One might expect that satisfying the demands of the Freedom Caucus would doom the bill's support among Republicans representing politically marginal districts. But it turned out that while many of those members communicated great discomfort with its provisions, they were not willing to withstand the political blowback from within their own party by supplying the key votes to kill the bill.

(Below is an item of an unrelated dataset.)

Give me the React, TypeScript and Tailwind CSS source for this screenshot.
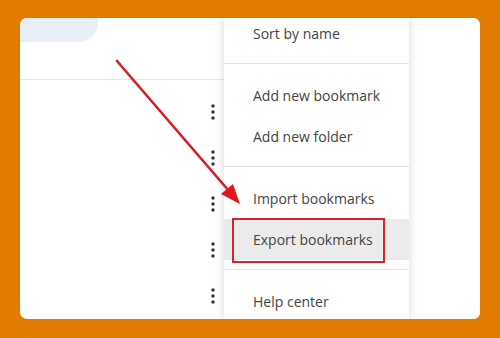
import React from "react";

const font = { fontFamily: '"Open Sans", "Noto Sans", sans-serif' };

function Kebab() {
  return (
    <svg width="4" height="16" viewBox="0 0 4 16" className="text-[#333]">
      <circle cx="2" cy="2" r="1.7" fill="currentColor" />
      <circle cx="2" cy="8" r="1.7" fill="currentColor" />
      <circle cx="2" cy="14" r="1.7" fill="currentColor" />
    </svg>
  );
}

function MenuItem({
  label,
  active,
  boxed,
}: {
  label: string;
  active?: boolean;
  boxed?: boolean;
}) {
  return (
    <div
      className={`relative flex h-[41px] items-center pl-[29px] text-[14px] text-[#444] ${
        active ? "bg-[#ebebeb]" : ""
      }`}
    >
      {label}
      {boxed && (
        <div className="pointer-events-none absolute left-[8px] top-[-1px] h-[45px] w-[153px] border-2 border-[#d8232a]" />
      )}
    </div>
  );
}

function Separator() {
  return <div className="mb-[11px] mt-[9px] h-px bg-[#e3e3e3]" />;
}

export default function App() {
  return (
    <div
      className="relative h-[338px] w-[500px] bg-[#e27c00] pb-[19px] pl-[20px] pr-[20px] pt-[18px]"
      style={font}
    >
      <div className="flex h-full w-full overflow-hidden rounded-[7px] bg-white">
        {/* left list */}
        <div className="flex w-[204px] flex-col">
          <div className="h-[62px] border-b border-[#e6e6e6]">
            <div className="h-[24px] w-[78px] rounded-br-[20px] bg-[#eaeef7]" />
          </div>
          <div className="flex flex-col pt-[9px]">
            {[0, 1, 2, 3, 4].map((i) => (
              <div key={i} className="flex h-[46px] items-center justify-end pr-[9px]">
                <Kebab />
              </div>
            ))}
          </div>
        </div>

        {/* context menu */}
        <div className="relative z-10 w-[185px] bg-white shadow-[0_0_9px_rgba(0,0,0,0.16)]">
          <div className="-mt-[5px] flex flex-col">
            <MenuItem label="Sort by name" />
            <Separator />
            <MenuItem label="Add new bookmark" />
            <MenuItem label="Add new folder" />
            <Separator />
            <MenuItem label="Import bookmarks" />
            <MenuItem label="Export bookmarks" active boxed />
            <Separator />
            <MenuItem label="Help center" />
          </div>
        </div>

        <div className="flex-1 bg-white" />
      </div>

      {/* annotation arrow */}
      <svg
        className="pointer-events-none absolute left-0 top-0 z-20"
        width="500"
        height="338"
        viewBox="0 0 500 338"
      >
        <line x1="117" y1="61" x2="229" y2="191" stroke="#dc1a1f" strokeWidth="2.6" strokeLinecap="round" />
        <polygon points="240,204 221,194 233,184" fill="#e3141c" />
      </svg>
    </div>
  );
}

The House GOP is thus in an unusual position in which the pivotal policy influence in the caucus lies on the party's right edge, not in its center. Thus the bill picked up greater support as it moved further in a conservative direction over time—a pattern that is directly inconsistent with traditional legislative logic. Even Republicans from competitive districts became more supportive of the AHCA as it shifted to the ideological right; while they were willing to pile on against the previous version once the Freedom Caucus had already vowed to block it, they were substantially less enthusiastic about courting conservative attacks by opposing the bill from the left once their own votes would prove decisive to the outcome.

It should be noted that the Republican Party's frequent rejection of Downsian logic extends to the electoral sphere as well. Rather than view voting for the AHCA as an unacceptable risk given the law's unpopularity among swing voters, many Republicans believed that they would court greater danger by failing to pass anything and thus demobilizing their own party base:

When a party defines itself as the agent of an ideological cause, it is almost inevitable that many elected officials will perceive political pressure as coming from the extremes, not the center, and act accordingly. Moreover, the lesson that the Freedom Caucus will draw from the events of the past two weeks is that the demands of purist conservative holdouts are likely to be satisfied in the end, while moderates and pragmatic conservatives will cave rather than risk blame for obstructing the policy agenda of party leaders. A national rout in 2018 might call this rationale into question, but for now the typical Republican official views energized conservatives, not moderate swing voters, as occupying the pivotal position dictating his or her own personal electoral future.